I had the good fortune to be exposed, early in life, to people who loved learning and encouraged it in me. I remember walking across sand dunes with my Dad and saying to him; “There is nothing here.” “Really?” he said, and he drew a pre-metric one-yard square in the sand. We got down on our hands and knees and discovered all sorts of things: bugs and seeds and tiny lichens and all sorts of things.

That’s one thing I love about science – it helps you see things and the world becomes more wonderful. I had the great fortune to subsequently have great primary school teachers like Mr Baddeley and Miss Woodcock, and then great high school teachers like Miss Wildermoth and Mr Biddle who treated us like young scientists, so we learnt like scientists and, in my case I went on to actually become a scientist. Their contagious passion and curiosity, coupled with an environment full of books, launched me on the adventure of learning that I am still on today.

There is a saying, “Children don’t learn subjects – they learn teachers.” I don’t think it is any coincidence that the teachers who hooked me into learning the most were also the teachers who loved teaching and loved their subjects.
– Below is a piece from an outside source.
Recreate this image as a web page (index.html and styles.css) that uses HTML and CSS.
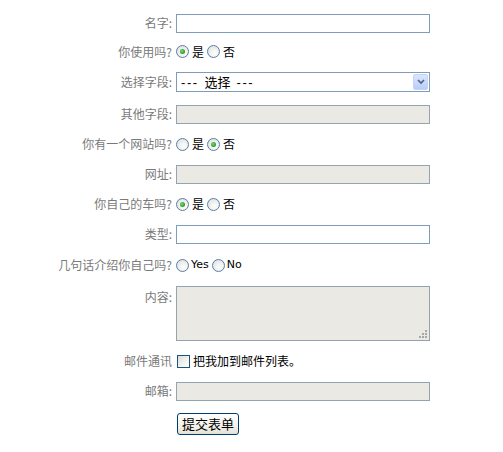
FILE: index.html
```html
<!DOCTYPE html>
<html lang="zh">
<head>
<meta charset="utf-8">
<title>表单</title>
<link rel="stylesheet" href="styles.css">
</head>
<body>
<form class="form">
  <div class="row">
    <label class="lbl">名字:</label>
    <input class="txt" type="text">
  </div>
  <div class="row row-r1">
    <span class="lbl">你使用吗?</span>
    <span class="opts">
      <span class="radio checked"></span><span class="opt">是</span>
      <span class="radio"></span><span class="opt">否</span>
    </span>
  </div>
  <div class="row row-sel">
    <label class="lbl">选择字段:</label>
    <div class="sel">
      <span class="sel-text"><span class="dash">---</span>  选择  <span class="dash">---</span></span>
      <span class="sel-btn"><svg width="8" height="6" viewBox="0 0 8 6"><path d="M1 1 L4 4 L7 1" fill="none" stroke="#4d6185" stroke-width="1.6"/></svg></span>
    </div>
  </div>
  <div class="row">
    <label class="lbl">其他字段:</label>
    <input class="txt dis" type="text" disabled>
  </div>
  <div class="row">
    <span class="lbl">你有一个网站吗?</span>
    <span class="opts">
      <span class="radio"></span><span class="opt">是</span>
      <span class="radio checked"></span><span class="opt">否</span>
    </span>
  </div>
  <div class="row">
    <label class="lbl">网址:</label>
    <input class="txt dis" type="text" disabled>
  </div>
  <div class="row">
    <span class="lbl">你自己的车吗?</span>
    <span class="opts">
      <span class="radio checked"></span><span class="opt">是</span>
      <span class="radio"></span><span class="opt">否</span>
    </span>
  </div>
  <div class="row">
    <label class="lbl">类型:</label>
    <input class="txt" type="text">
  </div>
  <div class="row row-r4">
    <span class="lbl">几句话介绍你自己吗?</span>
    <span class="opts">
      <span class="radio"></span><span class="opt en">Yes</span>
      <span class="radio"></span><span class="opt en">No</span>
    </span>
  </div>
  <div class="row row-area">
    <label class="lbl lbl-top">内容:</label>
    <div class="area">
      <span class="grip"><i></i><i></i><i></i><i></i><i></i><i></i></span>
    </div>
  </div>
  <div class="row">
    <span class="lbl">邮件通讯</span>
    <span class="opts">
      <span class="check"></span><span class="opt">把我加到邮件列表。</span>
    </span>
  </div>
  <div class="row">
    <label class="lbl">邮箱:</label>
    <input class="txt dis" type="text" disabled>
  </div>
  <div class="row row-btn">
    <span class="lbl"></span>
    <button class="btn" type="button">提交表单</button>
  </div>
</form>
</body>
</html>
```

FILE: styles.css
```css
* { box-sizing: border-box; }
html, body { margin: 0; padding: 0; background: #fff; }
body {
  font-family: "Noto Sans CJK SC", "Liberation Sans", sans-serif;
  font-size: 12px;
  color: #000;
}
.form {
  padding-top: 8px;
  width: 503px;
}
.row {
  display: flex;
  align-items: center;
  height: 30px;
}
.row-r1 { height: 27px; }
.row-sel { height: 34px; }
.row-r4 { height: 32px; }
.lbl {
  width: 176px;
  padding-right: 4px;
  text-align: right;
  color: #7a7a7a;
  font-size: 12px;
  line-height: 16px;
  flex: none;
}
.txt {
  width: 254px;
  height: 19px;
  border: 1px solid #7f9db9;
  background: #fff;
  padding: 0 2px;
  margin: 0;
  font: inherit;
}
.txt.dis {
  background: #ebe9e4;
  border-color: #93a3b0;
}
.opts {
  display: flex;
  align-items: center;
}
.radio {
  width: 13px;
  height: 13px;
  border-radius: 50%;
  border: 1px solid #5a7ea6;
  background: radial-gradient(circle at 60% 65%, #fff 0, #f2f2ee 40%, #d6d9dc 100%);
  position: relative;
  flex: none;
}
.radio.checked::after {
  content: "";
  position: absolute;
  left: 3px;
  top: 3px;
  width: 5px;
  height: 5px;
  border-radius: 50%;
  background: radial-gradient(circle at 40% 40%, #7ed67e 0, #2aa42a 60%, #1c8a1c 100%);
}
.opt {
  margin: 0 3px 0 3px;
  font-size: 12px;
  line-height: 16px;
}
.opt.en {
  font-family: "DejaVu Sans", sans-serif;
  font-size: 11px;
  margin-left: 2px;
}
.check {
  width: 13px;
  height: 13px;
  border: 1px solid #1c5180;
  background: linear-gradient(135deg, #dcdcd7 0, #f4f4f0 60%, #fff 100%);
  flex: none;
  margin-left: 1px;
}
.sel {
  position: relative;
  width: 254px;
  height: 20px;
  border: 1px solid #7f9db9;
  background: #fff;
  display: flex;
  align-items: center;
}
.sel-text {
  padding-left: 4px;
  font-size: 13px;
  line-height: 16px;
  white-space: pre;
}
.dash {
  font-family: "Liberation Sans", sans-serif;
  letter-spacing: 1.6px;
}
.sel-btn {
  position: absolute;
  right: 1px;
  top: 1px;
  width: 15px;
  height: 16px;
  background: linear-gradient(#dbe6fd, #b9cdf7);
  border: 1px solid #c3d3fd;
  border-radius: 2px;
  display: flex;
  align-items: center;
  justify-content: center;
}
.row-area {
  height: auto;
  align-items: flex-start;
  padding: 5px 0 5px;
}
.lbl-top { padding-top: 3px; }
.area {
  position: relative;
  width: 254px;
  height: 55px;
  border: 1px solid #93a3b0;
  background: #ebe9e4;
}
.grip {
  position: absolute;
  right: 2px;
  bottom: 2px;
  width: 8px;
  height: 8px;
}
.grip i {
  position: absolute;
  width: 2px;
  height: 2px;
  background: #a9a79f;
}
.grip i:nth-child(1) { right: 0; bottom: 0; }
.grip i:nth-child(2) { right: 3px; bottom: 0; }
.grip i:nth-child(3) { right: 6px; bottom: 0; }
.grip i:nth-child(4) { right: 0; bottom: 3px; }
.grip i:nth-child(5) { right: 3px; bottom: 3px; }
.grip i:nth-child(6) { right: 0; bottom: 6px; }
.row-btn { height: 36px; }
.btn {
  height: 22px;
  padding: 0 4px;
  margin-left: 1px;
  border: 1px solid #003c74;
  border-radius: 3px;
  background: linear-gradient(#fff, #f3f2ec 60%, #e3e1d6);
  font-family: "Noto Sans CJK SC", sans-serif;
  font-size: 13px;
  line-height: 18px;
  color: #000;
}
```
And I think it also helped that you got the strong impression they actually liked us, too.

Teachers are important, but research shows parents are even more important in education. Does your love of learning show? A love of learning is as contagious as nits or worms and, like nits and worms, it’ll make your kids itch: itch to find out and itch to explore, an itch to know.  If you are a parent develop that itch yourself, and then help them to scratch. Ask itchy like questions – “Why?” – “How?” – “What if…?” and then scratch out the answers together.